November 21st, 2009 No comments

Here’s one example how to think about measuring the success of a B-2-B web site. To start with you should first organize your metrics into different high level groups. The typical high level groups would be web acquisition, web engagement, and web conversion. The next step would be to define sub metrics for each group.  For your acquisition metrics should count and track the number of visits, unique visitors, returning visitors for different sources of referrals, such as organic search, paid search, marketing campaigns, and direct traffic. For engagement you should measure, visit depth (or page views), visit time (duration), visit returns, visits per visitor, bounce rate, exit rate, number of comments and content consumption (or form completion). In addition you must also be able to cross reference acquisition sources with the various engagements. For paid search, you might also want to drill even deeper down separating golden key words from, generic ones and the long tail words. This will enable you to scratch the surface in understanding ROI for your search investment. Finally, the web conversions also need to be divided into sub-groups. My suggestion is a four tier approach. Responses are the lowest value conversion events, where the visitor leaves a trace, but there’s no follow-up activity. Generic success events are things you want to count and put a value on. These could be certain page views (for example, example a new product), new names registered to the database, or sign-up for newsletters. The third tier is the selected few, most valuable success events. These could be contact requests, partner referrals, service requests or more valuable page views such as pricing views. And fourth are your key performance indicators such as a request for a quote or sales leads. Similar to web engagements, you should be able to trace the web conversions all the way back to the acquisition source. In addition since we’re talking about a conversion event, that normally requires a web form of some kind, you should also track completion rates or abandonment rates.
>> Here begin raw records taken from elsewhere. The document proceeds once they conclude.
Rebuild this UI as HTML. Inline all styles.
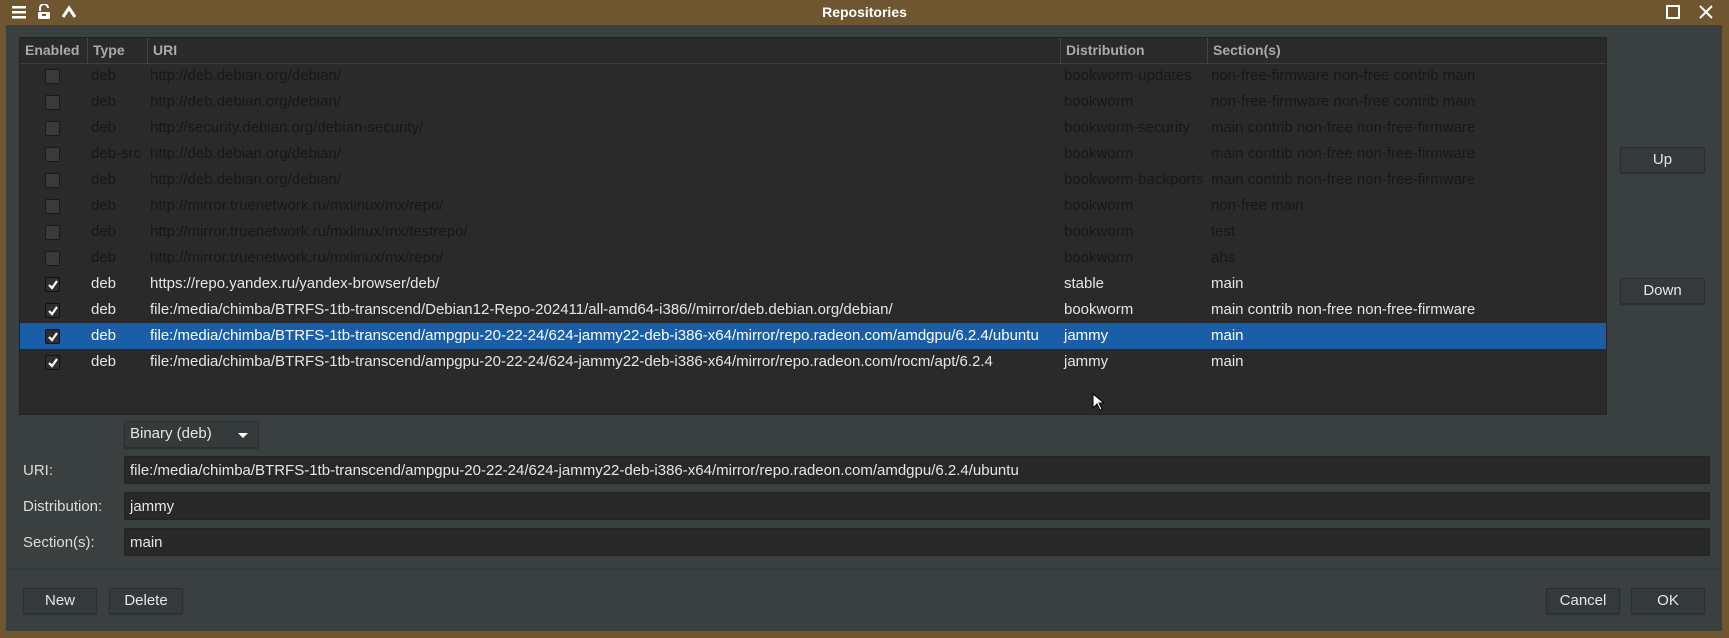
<!DOCTYPE html>
<html><head><style>
*{margin:0;padding:0;box-sizing:border-box}
body{width:1729px;height:638px;background:#6f5631;font-family:"Liberation Sans","DejaVu Sans",sans-serif;font-size:15px;position:relative;overflow:hidden}
.a{position:absolute;white-space:nowrap}
#win{position:absolute;left:6px;top:25px;width:1716px;height:606px;background:#3a3f40}
#title{left:0;top:0;width:1729px;height:25px;color:#fff;font-weight:bold;font-size:14px;text-align:center;line-height:25px}
#tbl{left:19px;top:37px;width:1588px;height:378px;background:#2a2a2a;border:1px solid #222}
.hd{position:absolute;top:0;height:25px;line-height:25px;color:#a9aaa9;font-weight:bold;border-left:1px solid #444;padding-left:5px;font-size:14px}
.row{position:absolute;left:0;width:1586px;height:26px;line-height:26px;color:#171717}
.row.en{color:#e6e6e6}
.row.sel{background:#1b5ea8;color:#fff}
.row span{position:absolute}
.cb{position:absolute;left:25px;top:6px;width:15px;height:15px;border:1px solid #1a1a1a;border-radius:2px;background:#3a3a3a}
.en .cb{background:#2e2e2e;border-color:#111}
.cb svg{position:absolute;left:1px;top:1px}
.btn{position:absolute;background:#343a3b;border:1px solid #2a2e2f;border-radius:2px;color:#e6e6e6;text-align:center;line-height:24px;box-shadow:0 1px 1px #2b3030}
.fld{position:absolute;left:124px;width:1586px;height:28px;background:#282828;border:1px solid #232323;border-radius:2px;color:#e6e6e6;line-height:27px;padding-left:5px}
.lbl{position:absolute;left:23px;color:#ddd}
</style></head><body>
<div class="a" id="title">Repositories</div>
<svg class="a" style="left:12px;top:5px" width="14" height="14"><rect x="0" y="1" width="14" height="2.5" fill="#fff"/><rect x="0" y="6" width="14" height="2.5" fill="#fff"/><rect x="0" y="11" width="14" height="2.5" fill="#fff"/></svg>
<svg class="a" style="left:37px;top:4px" width="14" height="16"><path d="M3 7V4a4 4 0 0 1 8 0" stroke="#fff" stroke-width="2" fill="none"/><rect x="1" y="8" width="12" height="7" rx="1" fill="#fff"/><rect x="5" y="10" width="4" height="2" fill="#6f5631"/></svg>
<svg class="a" style="left:62px;top:5px" width="14" height="14"><path d="M1 12L7 3l6 9" stroke="#fff" stroke-width="3" fill="none"/></svg>
<svg class="a" style="left:1666px;top:5px" width="14" height="14"><rect x="1" y="1" width="12" height="12" stroke="#fff" stroke-width="2" fill="none"/></svg>
<svg class="a" style="left:1699px;top:5px" width="14" height="14"><path d="M1 1L13 13M13 1L1 13" stroke="#fff" stroke-width="2"/></svg>
<div id="win"></div>
<div class="a" id="tbl">
<div class="hd" style="left:0;border:none;width:68px">Enabled</div>
<div class="hd" style="left:67px">Type</div>
<div class="hd" style="left:127px">URI</div>
<div class="hd" style="left:1040px">Distribution</div>
<div class="hd" style="left:1187px">Section(s)</div>
<div style="position:absolute;left:0;top:25px;width:1586px;height:1px;background:#3e3e3e"></div>
</div>
<div class="a" style="left:20px;top:63px;width:1586px">
<div class="row" style="top:0"><div class="cb"></div><span style="left:71px">deb</span><span style="left:130px">http://deb.debian.org/debian/</span><span style="left:1044px">bookworm-updates</span><span style="left:1191px">non-free-firmware non-free contrib main</span></div>
<div class="row" style="top:26px"><div class="cb"></div><span style="left:71px">deb</span><span style="left:130px">http://deb.debian.org/debian/</span><span style="left:1044px">bookworm</span><span style="left:1191px">non-free-firmware non-free contrib main</span></div>
<div class="row" style="top:52px"><div class="cb"></div><span style="left:71px">deb</span><span style="left:130px">http://security.debian.org/debian-security/</span><span style="left:1044px">bookworm-security</span><span style="left:1191px">main contrib non-free non-free-firmware</span></div>
<div class="row" style="top:78px"><div class="cb"></div><span style="left:71px">deb-src</span><span style="left:130px">http://deb.debian.org/debian/</span><span style="left:1044px">bookworm</span><span style="left:1191px">main contrib non-free non-free-firmware</span></div>
<div class="row" style="top:104px"><div class="cb"></div><span style="left:71px">deb</span><span style="left:130px">http://deb.debian.org/debian/</span><span style="left:1044px">bookworm-backports</span><span style="left:1191px">main contrib non-free non-free-firmware</span></div>
<div class="row" style="top:130px"><div class="cb"></div><span style="left:71px">deb</span><span style="left:130px">http://mirror.truenetwork.ru/mxlinux/mx/repo/</span><span style="left:1044px">bookworm</span><span style="left:1191px">non-free main</span></div>
<div class="row" style="top:156px"><div class="cb"></div><span style="left:71px">deb</span><span style="left:130px">http://mirror.truenetwork.ru/mxlinux/mx/testrepo/</span><span style="left:1044px">bookworm</span><span style="left:1191px">test</span></div>
<div class="row" style="top:182px"><div class="cb"></div><span style="left:71px">deb</span><span style="left:130px">http://mirror.truenetwork.ru/mxlinux/mx/repo/</span><span style="left:1044px">bookworm</span><span style="left:1191px">ahs</span></div>
<div class="row en" style="top:208px"><div class="cb"><svg width="12" height="12"><path d="M2 6l3 3 5-7" stroke="#fff" stroke-width="2.2" fill="none"/></svg></div><span style="left:71px">deb</span><span style="left:130px">https://repo.yandex.ru/yandex-browser/deb/</span><span style="left:1044px">stable</span><span style="left:1191px">main</span></div>
<div class="row en" style="top:234px"><div class="cb"><svg width="12" height="12"><path d="M2 6l3 3 5-7" stroke="#fff" stroke-width="2.2" fill="none"/></svg></div><span style="left:71px">deb</span><span style="left:130px">file:/media/chimba/BTRFS-1tb-transcend/Debian12-Repo-202411/all-amd64-i386//mirror/deb.debian.org/debian/</span><span style="left:1044px">bookworm</span><span style="left:1191px">main contrib non-free non-free-firmware</span></div>
<div class="row en sel" style="top:260px"><div class="cb"><svg width="12" height="12"><path d="M2 6l3 3 5-7" stroke="#fff" stroke-width="2.2" fill="none"/></svg></div><span style="left:71px">deb</span><span style="left:130px">file:/media/chimba/BTRFS-1tb-transcend/ampgpu-20-22-24/624-jammy22-deb-i386-x64/mirror/repo.radeon.com/amdgpu/6.2.4/ubuntu</span><span style="left:1044px">jammy</span><span style="left:1191px">main</span></div>
<div class="row en" style="top:286px"><div class="cb"><svg width="12" height="12"><path d="M2 6l3 3 5-7" stroke="#fff" stroke-width="2.2" fill="none"/></svg></div><span style="left:71px">deb</span><span style="left:130px">file:/media/chimba/BTRFS-1tb-transcend/ampgpu-20-22-24/624-jammy22-deb-i386-x64/mirror/repo.radeon.com/rocm/apt/6.2.4</span><span style="left:1044px">jammy</span><span style="left:1191px">main</span></div>
</div>
<svg class="a" style="left:1092px;top:393px" width="12" height="18"><path d="M1 1v14l4-4 3 6 2-1-3-6h5z" fill="#fff" stroke="#000"/></svg>
<div class="btn" style="left:1620px;top:147px;width:85px;height:26px">Up</div>
<div class="btn" style="left:1620px;top:278px;width:85px;height:26px">Down</div>
<div class="btn" style="left:124px;top:421px;width:135px;height:27px;text-align:left;padding-left:5px;background:#353a3b">Binary (deb)<svg style="position:absolute;right:10px;top:11px" width="10" height="6"><path d="M0 0h10L5 5z" fill="#fff"/></svg></div>
<div class="lbl" style="top:462px">URI:</div>
<div class="fld" style="top:456px">file:/media/chimba/BTRFS-1tb-transcend/ampgpu-20-22-24/624-jammy22-deb-i386-x64/mirror/repo.radeon.com/amdgpu/6.2.4/ubuntu</div>
<div class="lbl" style="top:498px">Distribution:</div>
<div class="fld" style="top:492px">jammy</div>
<div class="lbl" style="top:534px">Section(s):</div>
<div class="fld" style="top:528px">main</div>
<div class="a" style="left:6px;top:568px;width:1716px;height:1px;background:#353a3b"></div>
<div class="btn" style="left:23px;top:588px;width:74px;height:26px">New</div>
<div class="btn" style="left:109px;top:588px;width:74px;height:26px">Delete</div>
<div class="btn" style="left:1546px;top:588px;width:74px;height:26px">Cancel</div>
<div class="btn" style="left:1631px;top:588px;width:74px;height:26px">OK</div>
</body></html>
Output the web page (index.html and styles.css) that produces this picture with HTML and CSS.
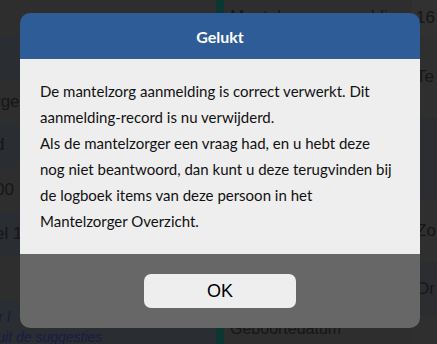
FILE: index.html
```html
<!DOCTYPE html>
<html lang="nl">
<head>
<meta charset="utf-8">
<title>Gelukt</title>
<link rel="stylesheet" href="styles.css">
</head>
<body>
<div class="page">
  <div class="col-left">
    <div class="row gray h36"></div>
    <div class="row blue h44"></div>
    <div class="row gray h43"><span class="cut">rger</span></div>
    <div class="row blue h44"><span class="cut">d</span></div>
    <div class="row gray h45"><span class="cut">00</span></div>
    <div class="row blue h44"><span class="cut">el 1</span></div>
    <div class="row gray h44"></div>
    <div class="row blue hint-row">
      <span class="hint first">Kies een mantelzorger l</span>
      <span class="hint last">Kies een naam uit de suggesties</span>
    </div>
  </div>
  <div class="bar"></div>
  <div class="col-mid">
    <div class="mid-top">Mantelzorg aanmelding</div>
    <div class="mid-fill"></div>
    <div class="mid-bottom">Geboortedatum</div>
  </div>
  <div class="col-right">
    <div class="rrow g1 r36">16</div>
    <div class="rrow g2 r82">Te</div>
    <div class="rrow b1 r82"></div>
    <div class="rrow g2 r62">Zo</div>
    <div class="rrow b1 r54">Or</div>
    <div class="rrow g2 rrest"></div>
  </div>
</div>

<div class="overlay">
  <div class="modal">
    <div class="modal-head">Gelukt</div>
    <div class="modal-body">
      De mantelzorg aanmelding is correct verwerkt. Dit<br>
      aanmelding-record is nu verwijderd.<br>
      Als de mantelzorger een vraag had, en u hebt deze<br>
      nog niet beantwoord, dan kunt u deze terugvinden bij<br>
      de logboek items van deze persoon in het<br>
      Mantelzorger Overzicht.
    </div>
    <div class="modal-foot">
      <button class="ok" type="button">OK</button>
    </div>
  </div>
</div>
</body>
</html>
```

FILE: styles.css
```css
* { box-sizing: border-box; }
html, body {
  margin: 0;
  padding: 0;
  width: 437px;
  height: 344px;
  overflow: hidden;
  background: #2e2e2e;
  font-family: "Liberation Sans", Arial, sans-serif;
  color: #111;
}
.page {
  display: grid;
  grid-template-columns: 216px 8px 188px 25px;
  height: 344px;
}
.col-left { display: flex; flex-direction: column; overflow: hidden; }
.row { display: flex; align-items: center; font-size: 17px; white-space: nowrap; }
.gray { background: #2e2e2e; }
.blue { background: #2a2d32; }
.h36 { height: 36px; }
.h43 { height: 43px; }
.h44 { height: 44px; }
.h45 { height: 45px; }
.cut { margin-left: -5px; color: #161616; }
.hint-row {
  flex: 1;
  flex-direction: column;
  align-items: flex-start;
  justify-content: flex-end;
  margin-bottom: -3px;
}
.hint {
  font-style: italic;
  font-size: 14px;
  color: #191b44;
  line-height: 20px;
}
.hint.first { margin-left: -137px; }
.hint.last { margin-left: -100px; }
.bar { background: #0c3632; }
.col-mid { display: flex; flex-direction: column; background: #2e2e2e; overflow: hidden; }
.mid-top { padding: 7px 0 0 6px; height: 36px; font-size: 17px; color: #161616; white-space: nowrap; }
.mid-fill { flex: 1; }
.mid-bottom { padding-left: 6px; height: 24px; font-size: 16px; color: #161616; line-height: 18px; }
.col-right { display: flex; flex-direction: column; overflow: hidden; }
.rrow { padding-left: 4px; font-size: 17px; color: #161616; display: flex; align-items: center; white-space: nowrap; }
.g1 { background: #313131; }
.g2 { background: #2f2f2f; }
.b1 { background: #2b2d31; }
.r36 { height: 36px; }
.r82 { height: 82px; }
.r62 { height: 62px; }
.r54 { height: 54px; }
.rrest { flex: 1; }

.overlay {
  position: fixed;
  inset: 0;
}
.modal {
  position: absolute;
  left: 20px;
  top: 13px;
  width: 400px;
  border-radius: 10px;
  overflow: hidden;
  font-family: Lato, "Open Sans", sans-serif;
}
.modal-head {
  height: 46px;
  background: #2e5c96;
  color: #fff;
  font-weight: 700;
  font-size: 16px;
  display: flex;
  align-items: center;
  justify-content: center;
}
.modal-body {
  background: #eeeeee;
  padding: 19px 20px 20px;
  font-size: 15px;
  line-height: 26px;
  color: #111;
  white-space: nowrap;
}
.modal-foot {
  background: #676767;
  padding: 20px 0;
  display: flex;
  justify-content: center;
}
.ok {
  width: 152px;
  height: 34px;
  border: 0;
  border-radius: 7px;
  background: #eeeeee;
  color: #000;
  font-family: "Liberation Sans", Arial, sans-serif;
  font-size: 18px;
  padding: 0;
}
```
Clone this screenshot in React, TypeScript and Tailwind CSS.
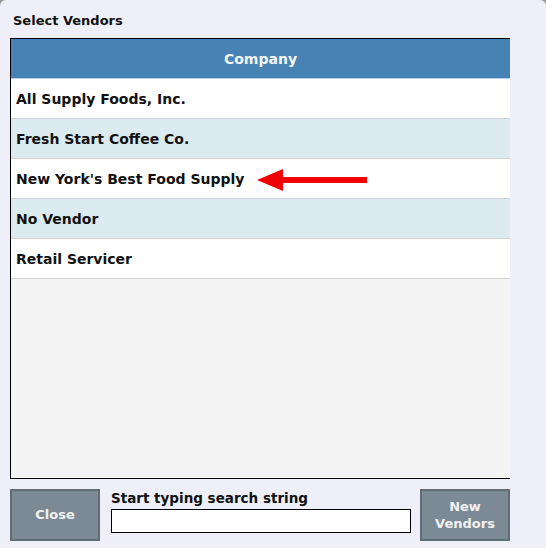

And finally you should be able to slice and dice this data based on the business segmentation (your web taxonomy). In addition you should also create a dash-board where you track the trending of all the different conversion percentages rather than the absolute numbers. If you then are also able to correlate this data to your web satisfaction data, measuring things such as overall satisfaction, would recommend, able to find, and a positive search / browsing experience, combined with how much money and effort you’re putting in, you’re much closer to understanding your real performance and business contribution of your web site.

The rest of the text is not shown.